There Is No ‘Rocky VII: Adrian’s Revenge’

When Bart is forced to decode a room full of doors marked only with Roman numerals (lest he be devoured by one of several man-eating tigers from the Shelbyville Zoo), he’s able to figure out which door leads to safety after concluding that Rocky V plus Rocky II equals Rocky VII: Adrian’s Revenge.

Since a lot of kids watched The Simpsons before they ever got around to the oeuvre of Sylvester Stallone, understandably, some folks believed that Adrian’s Revenge was a genuine motion picture, not realizing that, back when the episode aired, the Rocky franchise consisted of just five films. Of course, Stallone eventually made a sixth Rocky movie in 2006, simply titled Rocky Balboa.

But as Rocky Balboa revealed, Rocky’s wife Adrian passed away between films — and thankfully, the seventh movie in the series, Creed, didn’t fulfill The Simpsons’ prophecy by introducing zombies into the Rocky-verse.

No, ‘A Streetcar Named Desire’ Was Never a Musical

Marge’s first foray into community theater sees her playing the lead role of Blanche Dubois in an adaptation of A Streetcar Named Desire called Oh Streetcar! This modern take on the theatrical classic features singing, dancing and haphazardly fired laser beams symbolizing Blanche’s “descent into madness.”

90s kids who didn’t know a goddamn thing about the works of Tennessee Williams — likely because he wasn’t one of the original Power Rangers — assumed that A Streetcar Named Desire was really a musical, not realizing that the song-and-dance treatment of the famously tragic story was the entire point of the joke. 

‘Little Women’ Doesn’t End the Way Moe Reads It

After Homer befriends Flanders and brings him down to Moe’s for a beer, Springfield’s resident do-gooder immediately recognizes Springfield’s resident intoxicant peddler as the guy who routinely makes trips to the hospital and “reads to sick children.”

Later in the episode, it becomes clear why Moe’s is always mysteriously closed on Wednesdays when we see Moe reading to a group of unhoused folks at Helter Shelter, tearfully concluding Louisa May Alcott’s classic Little Women with the book’s iconic final line: “And then they realized they were no longer little girls, they were little women.”
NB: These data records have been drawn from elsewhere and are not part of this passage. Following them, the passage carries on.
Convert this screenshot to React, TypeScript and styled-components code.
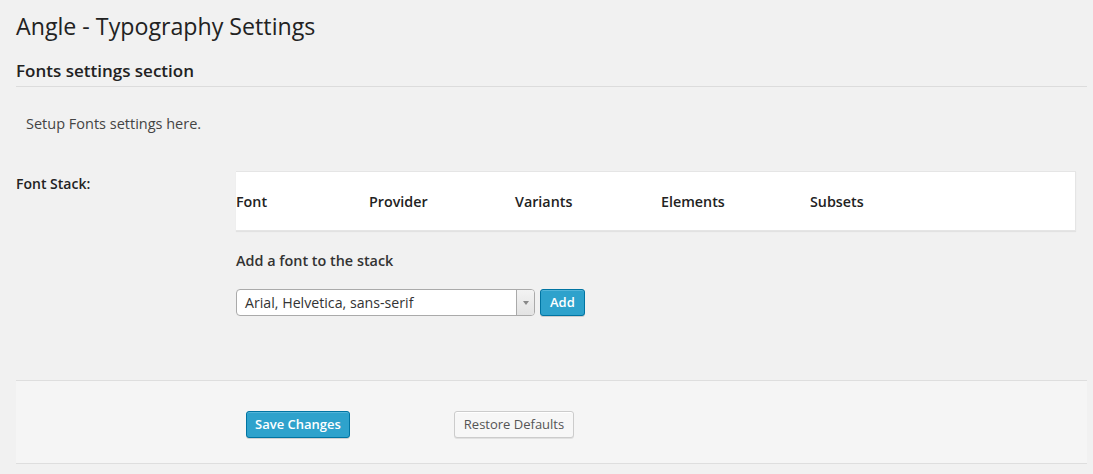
import React from "react";
import styled, { createGlobalStyle } from "styled-components";

const Global = createGlobalStyle`
  html, body { margin: 0; padding: 0; background: #f1f1f1; }
  body { font-family: "Open Sans", "Noto Sans", sans-serif; color: #444; font-size: 13px; }
  * { box-sizing: border-box; }
`;

const Page = styled.div`
  padding: 0 6px 0 16px;
  width: 1093px;
`;

const Title = styled.h1`
  margin: 0;
  padding: 12px 0 0;
  font-size: 23.2px;
  font-weight: 400;
  line-height: 29px;
  color: #222;
`;

const SectionTitle = styled.h3`
  margin: 20px 0 0;
  font-size: 17px;
  font-weight: 600;
  line-height: 20px;
  color: #222;
  padding-bottom: 5px;
  border-bottom: 1px solid #dcdcdc;
`;

const Intro = styled.p`
  margin: 27px 0 0 10px;
  font-size: 14.5px;
  line-height: 20px;
  color: #444;
`;

const FieldRow = styled.div`
  display: grid;
  grid-template-columns: 220px 840px;
  margin-top: 37px;
`;

const FieldLabel = styled.div`
  font-size: 14px;
  font-weight: 600;
  color: #222;
  line-height: 20px;
  padding-top: 3px;
`;

const FieldBody = styled.div`
  display: flex;
  flex-direction: column;
`;

const StackTable = styled.div`
  background: #fff;
  height: 60px;
  display: grid;
  grid-template-columns: 133px 146px 146px 149px 1fr;
  align-items: center;
  box-shadow: 0 1px 1px rgba(0, 0, 0, 0.06);
  border: 1px solid #e5e5e5;
  border-left: none;
`;

const HeadCell = styled.div`
  font-size: 14.3px;
  font-weight: 600;
  color: #222;
  line-height: 20px;
  padding-top: 2px;
`;

const AddLabel = styled.div`
  margin-top: 20px;
  font-size: 14.4px;
  font-weight: 600;
  color: #333;
  line-height: 20px;
`;

const AddRow = styled.div`
  display: flex;
  align-items: center;
  gap: 5px;
  margin-top: 18px;
`;

const Select = styled.div`
  width: 299px;
  height: 27px;
  background: #fff;
  border: 1px solid #aaa;
  border-radius: 4px;
  display: flex;
  align-items: stretch;
  overflow: hidden;
`;

const SelectText = styled.div`
  flex: 1;
  padding-left: 8px;
  font-size: 14.2px;
  line-height: 25px;
  color: #333;
`;

const SelectArrow = styled.div`
  width: 18px;
  border-left: 1px solid #aaa;
  background: linear-gradient(#f3f3f3, #e3e3e3);
  display: flex;
  align-items: center;
  justify-content: center;
  &::after {
    content: "";
    border-left: 3px solid transparent;
    border-right: 3px solid transparent;
    border-top: 4px solid #888;
  }
`;

const Button = styled.button<{ $primary?: boolean }>`
  font-family: "Open Sans", "Noto Sans", sans-serif;
  font-size: 13px;
  height: 27px;
  padding: 0 ${(p) => (p.$primary ? 8 : 9)}px;
  border-radius: 3px;
  cursor: pointer;
  line-height: 25px;
  border: 1px solid ${(p) => (p.$primary ? "#0074a2" : "#cccccc")};
  background: ${(p) => (p.$primary ? "#2ea2cc" : "#f7f7f7")};
  color: ${(p) => (p.$primary ? "#fff" : "#555")};
  font-weight: ${(p) => (p.$primary ? 600 : 400)};
  box-shadow: ${(p) =>
    p.$primary
      ? "inset 0 1px 0 rgba(120,200,230,0.5), 0 1px 0 rgba(0,0,0,0.15)"
      : "inset 0 1px 0 #fff, 0 1px 0 rgba(0,0,0,0.08)"};
`;

const AddButton = styled(Button)`
  padding: 0 9px;
`;

const Footer = styled.div`
  margin-top: 64px;
  background: #f5f5f5;
  border-top: 1px solid #dedede;
  border-bottom: 1px solid #dedede;
  height: 84px;
  display: flex;
  align-items: flex-start;
  padding: 30px 0 0 230px;
  gap: 104px;
`;

export default function App() {
  return (
    <>
      <Global />
      <Page>
        <Title>Angle - Typography Settings</Title>
        <SectionTitle>Fonts settings section</SectionTitle>
        <Intro>Setup Fonts settings here.</Intro>
        <FieldRow>
          <FieldLabel>Font Stack:</FieldLabel>
          <FieldBody>
            <StackTable>
              <HeadCell>Font</HeadCell>
              <HeadCell>Provider</HeadCell>
              <HeadCell>Variants</HeadCell>
              <HeadCell>Elements</HeadCell>
              <HeadCell>Subsets</HeadCell>
            </StackTable>
            <AddLabel>Add a font to the stack</AddLabel>
            <AddRow>
              <Select>
                <SelectText>Arial, Helvetica, sans-serif</SelectText>
                <SelectArrow />
              </Select>
              <AddButton $primary>Add</AddButton>
            </AddRow>
          </FieldBody>
        </FieldRow>
        <Footer>
          <Button $primary>Save Changes</Button>
          <Button>Restore Defaults</Button>
        </Footer>
      </Page>
    </>
  );
}
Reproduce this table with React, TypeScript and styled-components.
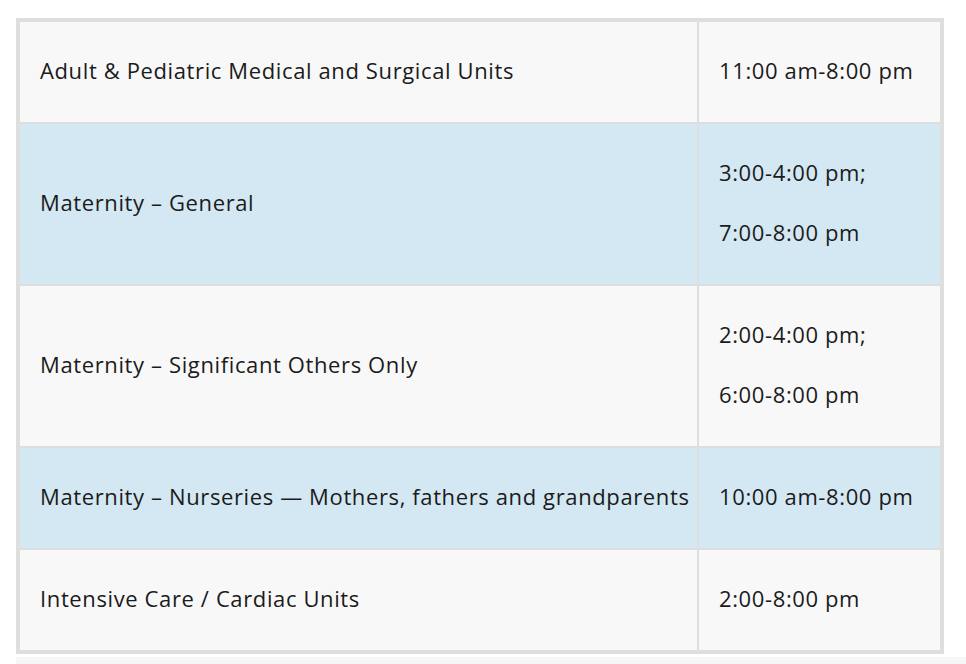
import React from "react";
import styled, { createGlobalStyle } from "styled-components";

const Global = createGlobalStyle`
  html, body { margin: 0; padding: 0; background: #ffffff; }
  body { font-family: "Open Sans", Lato, sans-serif; }
`;

const Page = styled.div`
  padding: 18px 0 0 16px;
`;

const Table = styled.div`
  width: 928px;
  box-sizing: border-box;
  border: 4px solid #dedede;
  background: #dedede;
  display: grid;
  grid-template-columns: 677px 241px;
  row-gap: 2px;
  column-gap: 2px;
`;

const Cell = styled.div<{ $alt: boolean }>`
  background: ${(p) => (p.$alt ? "#d3e8f3" : "#f8f8f8")};
  padding: 33px 20px 37px;
  display: flex;
  flex-direction: column;
  justify-content: center;
  gap: 30px;
  overflow: hidden;
`;

const Line = styled.p`
  margin: 0;
  font-size: 22px;
  letter-spacing: 0.62px;
  line-height: 30px;
  color: #1b1b1b;
  white-space: nowrap;
`;

const Band = styled.div`
  margin: 3px 0 0 0;
  height: 20px;
  background: #f6f6f6;
`;

const rows: { unit: string; times: string[] }[] = [
  { unit: "Adult & Pediatric Medical and Surgical Units", times: ["11:00 am-8:00 pm"] },
  { unit: "Maternity – General", times: ["3:00-4:00 pm;", "7:00-8:00 pm"] },
  { unit: "Maternity – Significant Others Only", times: ["2:00-4:00 pm;", "6:00-8:00 pm"] },
  { unit: "Maternity – Nurseries — Mothers, fathers and grandparents", times: ["10:00 am-8:00 pm"] },
  { unit: "Intensive Care / Cardiac Units", times: ["2:00-8:00 pm"] },
];

export default function App() {
  return (
    <>
      <Global />
      <Page>
        <Table>
          {rows.map((r, i) => (
            <React.Fragment key={i}>
              <Cell $alt={i % 2 === 1}>
                <Line>{r.unit}</Line>
              </Cell>
              <Cell $alt={i % 2 === 1}>
                {r.times.map((t) => (
                  <Line key={t}>{t}</Line>
                ))}
              </Cell>
            </React.Fragment>
          ))}
        </Table>
        <Band />
      </Page>
    </>
  );
}
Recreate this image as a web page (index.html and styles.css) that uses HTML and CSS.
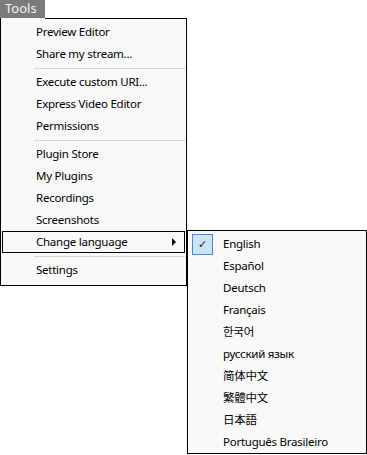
FILE: index.html
```html
<!DOCTYPE html>
<html>
<head>
<meta charset="utf-8">
<link rel="stylesheet" href="styles.css">
</head>
<body>
<div class="menubar">
  <div class="tab">Tools</div>
  <div class="tab-line"></div>
</div>
<div class="menu">
  <div class="item">Preview Editor</div>
  <div class="item">Share my stream...</div>
  <div class="sep"></div>
  <div class="item">Execute custom URI...</div>
  <div class="item">Express Video Editor</div>
  <div class="item">Permissions</div>
  <div class="sep"></div>
  <div class="item">Plugin Store</div>
  <div class="item">My Plugins</div>
  <div class="item">Recordings</div>
  <div class="item">Screenshots</div>
  <div class="item focused">Change language<span class="arrow"></span></div>
  <div class="sep"></div>
  <div class="item">Settings</div>
</div>
<div class="submenu">
  <div class="sitem checked"><span class="check">&#10003;</span>English</div>
  <div class="sitem">Español</div>
  <div class="sitem">Deutsch</div>
  <div class="sitem">Français</div>
  <div class="sitem">한국어</div>
  <div class="sitem">русский язык</div>
  <div class="sitem">简体中文</div>
  <div class="sitem">繁體中文</div>
  <div class="sitem">日本語</div>
  <div class="sitem">Português Brasileiro</div>
</div>
</body>
</html>
```
FILE: styles.css
```css
html, body {
  margin: 0;
  padding: 0;
  background: #fff;
}
body {
  font-family: "Noto Sans", "Noto Sans CJK KR", "Noto Sans CJK SC", sans-serif;
  font-size: 11.5px;
  letter-spacing: -0.25px;
  color: #000;
  position: relative;
  width: 367px;
  height: 455px;
  overflow: hidden;
}
.menubar {
  display: flex;
  height: 18px;
}
.tab {
  width: 45px;
  height: 18px;
  box-sizing: border-box;
  background: #7b7b7b;
  color: #f4f4f4;
  line-height: 17px;
  padding-left: 5px;
  font-size: 13px;
  letter-spacing: 0;
}
.tab-line {
  width: 142px;
  border-bottom: 1px solid #000;
  box-sizing: border-box;
  height: 19px;
}
.menu {
  width: 187px;
  box-sizing: border-box;
  border: 1px solid #000;
  border-top: none;
  background: #f9f9f9;
  padding: 3px 0 4px 1px;
  margin-top: 0;
}
.item {
  position: relative;
  height: 22px;
  line-height: 22px;
  padding-left: 34px;
  box-sizing: border-box;
  margin-right: 1px;
}
.item.focused {
  border: 1px solid #000;
  line-height: 20px;
  padding-left: 33px;
}
.arrow {
  position: absolute;
  right: 8px;
  top: 6px;
  width: 0;
  height: 0;
  border-left: 4px solid #000;
  border-top: 4px solid transparent;
  border-bottom: 4px solid transparent;
}
.sep {
  height: 6px;
  display: flex;
  align-items: center;
  padding-left: 32px;
  padding-right: 1px;
}
.sep::after {
  content: "";
  display: block;
  flex: 1;
  height: 1px;
  background: #d4d4d4;
}
.submenu {
  position: absolute;
  left: 187px;
  top: 230px;
  width: 180px;
  height: 224px;
  box-sizing: border-box;
  border: 1px solid #000;
  background: #f9f9f9;
  padding: 2px 0 0 1px;
}
.sitem {
  position: relative;
  height: 22px;
  line-height: 22px;
  padding-left: 34px;
}
.check {
  position: absolute;
  left: 3px;
  top: 1px;
  width: 19px;
  height: 19px;
  background: #cce4f7;
  border: 1px solid #3d8ee0;
  text-align: center;
  line-height: 19px;
  font-size: 11px;
  font-weight: bold;
  letter-spacing: 0;
  font-family: "DejaVu Sans", sans-serif;
  color: #222;
}
```
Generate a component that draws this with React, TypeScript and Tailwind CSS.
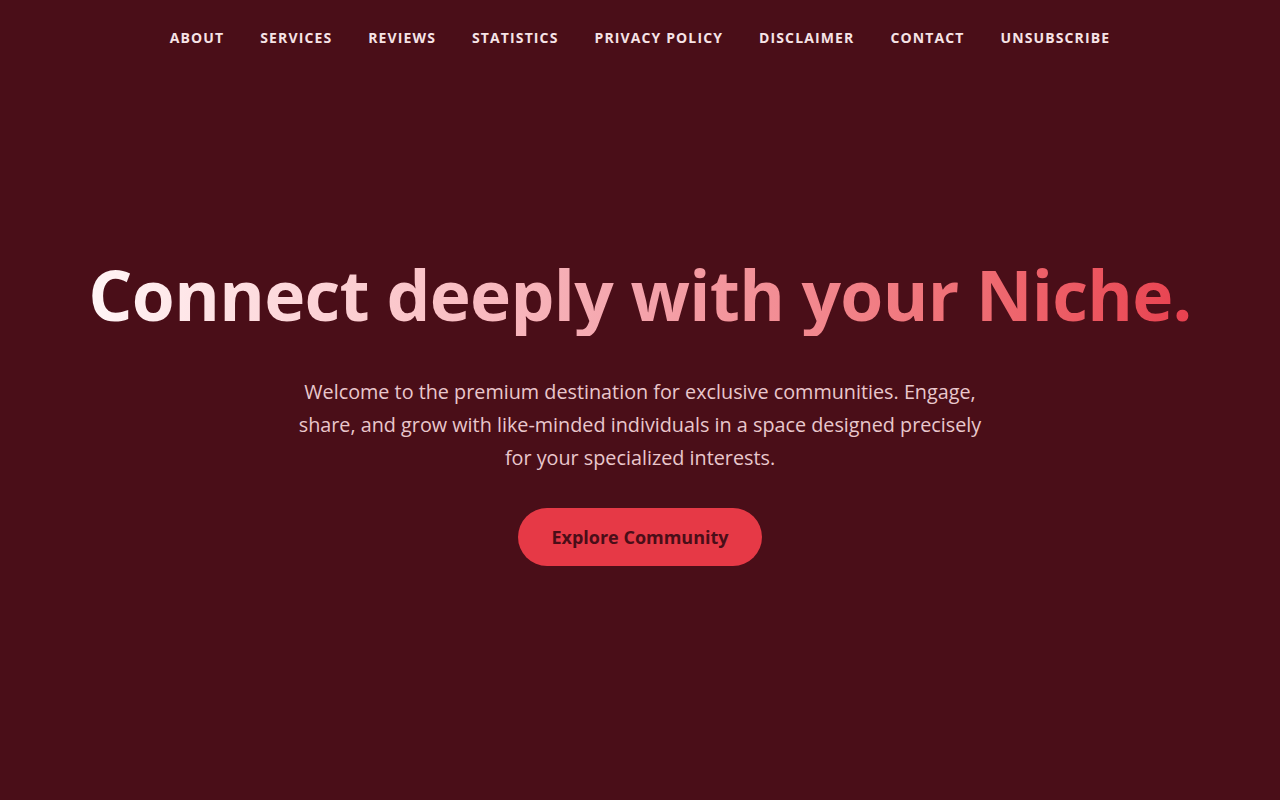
import React from "react";

const links = [
  "About",
  "Services",
  "Reviews",
  "Statistics",
  "Privacy Policy",
  "Disclaimer",
  "Contact",
  "Unsubscribe",
];

export default function App() {
  return (
    <div
      className="flex min-h-screen flex-col bg-[#4a0e18] text-[#fbe4e7]"
      style={{ fontFamily: '"Open Sans", "Noto Sans", sans-serif' }}
    >
      {/* Nav */}
      <nav className="flex h-[74px] items-center justify-center gap-[36px]">
        {links.map((l) => (
          <a
            key={l}
            href="#"
            className="text-[14px] font-bold uppercase tracking-[0.08em] text-[#f6e3e6]"
          >
            {l}
          </a>
        ))}
      </nav>

      {/* Hero */}
      <main className="flex flex-1 flex-col items-center pt-[178px] text-center">
        <h1 className="bg-gradient-to-r from-[#fff5f6] via-[#f4a3ab] to-[#e8404f] bg-clip-text text-[69.5px] font-bold leading-[84px] tracking-[-0.01em] text-transparent">
          Connect deeply with your Niche.
        </h1>
        <p className="mt-[39px] max-w-[700px] text-[19.8px] leading-[33px] text-[#e9c7cc]">
          Welcome to the premium destination for exclusive communities. Engage,
          share, and grow with like-minded individuals in a space designed
          precisely for your specialized interests.
        </p>
        <button className="mt-[34px] h-[58px] rounded-full bg-[#e63946] px-[33px] text-[18px] font-bold text-[#4a0e18]">
          Explore Community
        </button>
      </main>
    </div>
  );
}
The only problem is, that’s not how Little Women ends. The book actually wraps up with the March family matriarch exclaiming: “O my girls, however long you may live, I can never wish you a greater happiness than this!” 

But a generation of philistines who prefer prime-time cartoons to literary masterpieces mistakenly bought into the Moe Szyslak version.